За день до Рождества Динития передала мне записку с вопросом о том, какие женские имена на букву «Д» я знаю. Я перечислила все имена на «Д», которые смогла вспомнить: Диана, Донна, Дора, Дреама и Диандра, а потом написала вопрос: «Зачем?» Динития передала мне записку со словами: «Кажется, я беременна».

После рождественских каникул Динития в школе не появилась. Прошел месяц, и я решила узнать, что с ней произошло, и пришла к ней домой. Я постучала. Дверь открыл мужчина с цветом кожи кирзового сапога и желтыми от никотина глазами. Он не отворил второй застекленной двери, и мне пришлось разговаривать с ним через нее.

«Динития дома?» – спросила я.

«А чего это тебя интересует?»

«Я бы хотела ее увидеть».

«А она тебя не хочет видеть», – сказал мужчина и закрыл дверь.

После этого я пару раз мельком видела Динитию в городе. Мы помахали друг другу руками, но не обмолвились ни одним словом. Потом я узнала, что ее арестовали за то, что она зарезала бойфренда своей матери.


Девочки в школе постоянно судачили, кто девственница, а кто нет. И обсуждали, что они сами позволят своим парням с собой делать, а что нет. Мир разделился на девочек с бойфрендами и тех, у кого их не было. Вопрос бойфрендов стал ключевым. Я знала, что парни – опасные существа. Они могут говорить, что любят тебя, но хотят они от тебя только одного.

Хотя я не доверяла парням, в глубине души я хотела, чтобы один из них проявил ко мне интерес. «Ухажер» Кенни Холл был не в счет. Я думала о том, что если у меня появится бойфренд, смогу ли я его остановить, когда он захочет зайти слишком далеко. Но эти проблемы меня пока не касались. Проблема заключалась в том, что, как Эрни Гоад неоднократно мне высказывал (что случалось при каждой с ним встрече), я так страшна, что даже последняя собака ко мне близко не подойдет. Эрни всегда объяснял, что именно он имеет в виду – он говорил, что я такая страшная, что, если захочу, чтобы со мной поиграла собака, мне придется привязать себе на шею кусок сырого бифштекса.
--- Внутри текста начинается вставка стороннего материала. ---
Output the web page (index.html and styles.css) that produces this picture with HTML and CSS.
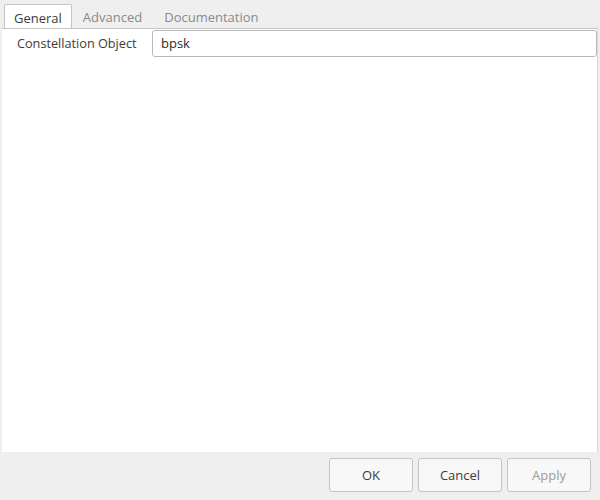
FILE: index.html
```html
<!DOCTYPE html>
<html lang="en">
<head>
    <meta charset="UTF-8">
    <title>Block Properties</title>
    <link rel="stylesheet" href="styles.css">
</head>
<body>
    <div class="dialog">
        <div class="tabs">
            <div class="tab active">General</div>
            <div class="tab">Advanced</div>
            <div class="tab">Documentation</div>
        </div>
        <div class="panel">
            <div class="param-row">
                <label class="param-label">Constellation Object</label>
                <div class="param-input">bpsk</div>
            </div>
        </div>
        <div class="buttons">
            <button class="btn">OK</button>
            <button class="btn">Cancel</button>
            <button class="btn disabled">Apply</button>
        </div>
    </div>
</body>
</html>
```

FILE: styles.css
```css
html, body {
    margin: 0;
    padding: 0;
}
body {
    width: 600px;
    height: 500px;
    background: #efefef;
    font-family: "Open Sans", "Noto Sans", sans-serif;
    font-size: 12.7px;
    color: #3c3c3c;
    overflow: hidden;
}
.dialog {
    display: flex;
    flex-direction: column;
    height: 500px;
}
.tabs {
    display: flex;
    padding: 4px 0 0 4px;
    height: 24px;
}
.tab {
    padding: 0 11px;
    line-height: 26px;
    font-size: 13px;
    color: #8a8a8a;
}
.active {
    background: #fff;
    color: #3c3c3c;
    border: 1px solid #c4c4c4;
    border-bottom: none;
    border-radius: 2px 2px 0 0;
    height: 25px;
    padding: 0 9px;
}
.panel {
    background: #fff;
    margin: 0 2px;
    height: 424px;
    border-top: 1px solid #c4c4c4;
    border-right: 1px solid #d8d8d8;
    box-sizing: border-box;
    padding: 1px 0 0 15px;
}
.param-row {
    display: flex;
    align-items: flex-start;
}
.param-label {
    width: 135px;
    line-height: 26px;
}
.param-input {
    flex: 1;
    height: 27px;
    box-sizing: border-box;
    border: 1px solid #b9b9b9;
    border-radius: 3px;
    padding: 0 8px;
    line-height: 25px;
    color: #2a2a2a;
    font-size: 13px;
}
.buttons {
    display: flex;
    justify-content: flex-end;
    gap: 5px;
    padding: 6px 9px 0 0;
}
.btn {
    width: 84px;
    height: 34px;
    background: #f8f8f8;
    border: 1px solid #c4c4c4;
    border-radius: 3px;
    font-family: inherit;
    font-size: 13px;
    color: #3c3c3c;
}
.disabled {
    color: #9a9a9a;
}
```
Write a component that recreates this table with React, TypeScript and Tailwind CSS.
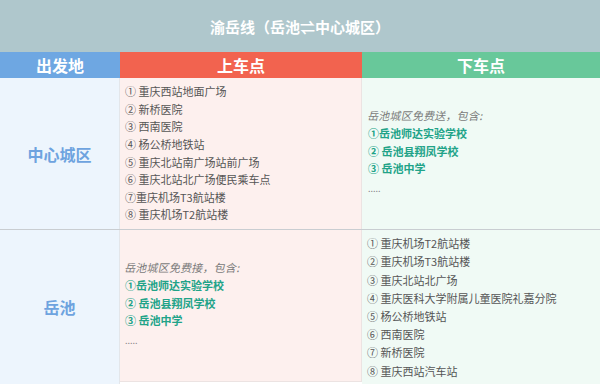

Мама говорила, что у меня «хара́ктерное» лицо. Я понимала, что она выражается уклончиво, чтобы меня не обидеть. Мой рост был почти 182 сантиметра, я была бледна, как живот лягушки, мои колени были огромными, а локти постоянно задевали вс¸ и вся. Однако самой непривлекательной и заметной особенностью моего облика были зубы. Они отнюдь не были гнилыми или кривыми, боже упаси. Напротив, мои зубы были абсолютно здоровыми. Просто они были большими, и бурно росли, так что вылезали из моего рта. Они выпирали изо рта с таким энтузиазмом, что мне было сложно сомкнуть губы и приходилось вытягивать верхнюю губу, чтобы их прикрыть. Если я смеялась, то всегда скромно прикрывала рот рукой.

Лори старалась убедить меня, что у меня совершенно нормальные зубы. «Они просто чуточку крупноваты, – дипломатично говорила сестра. – В тебе есть свое очарование, как у Пеппи Длинныйчулок». Мама говорила, что именно челюсть делает мой внешний вид таким «хара́ктерным». Брайан заявлял, что в моем прикусе есть определенные удобства – я могу съесть яблоко через металлический забор из крупной сетки.

Мне нужны были пластинки для исправления зубов. Каждый раз, глядя на свое отражение в зеркале, я мечтала о том, что дети именовали «ртом Фредди Крюгера». У родителей не было денег на брекеты. Более того, за всю нашу жизнь никто из нас никогда не был у зубного врача. Но я сидела с детьми и делала одноклассникам за деньги домашнюю работу, поэтому немного зарабатывала. В общем, я решила сама накопить на брекеты. Я понятия не имела о том, сколько они могут стоить, и чтобы выяснить этот вопрос, обратилась к единственной девочке из моего класса, которая их носила. Сперва я одобрительно оценила находящееся у нее во рту чудо зубоврачебного мастерства, а потом как бы невзначай спросила, сколько оно стоит. Девочка ответила: «Тысяча двести долларов», и я чуть не упала. За час сидения с детьми я получала один доллар. Обычно я работала пять-шесть часов в неделю, следовательно, получалось, что, даже не тратя ни цента, я могу накопить нужную сумму через четыре года.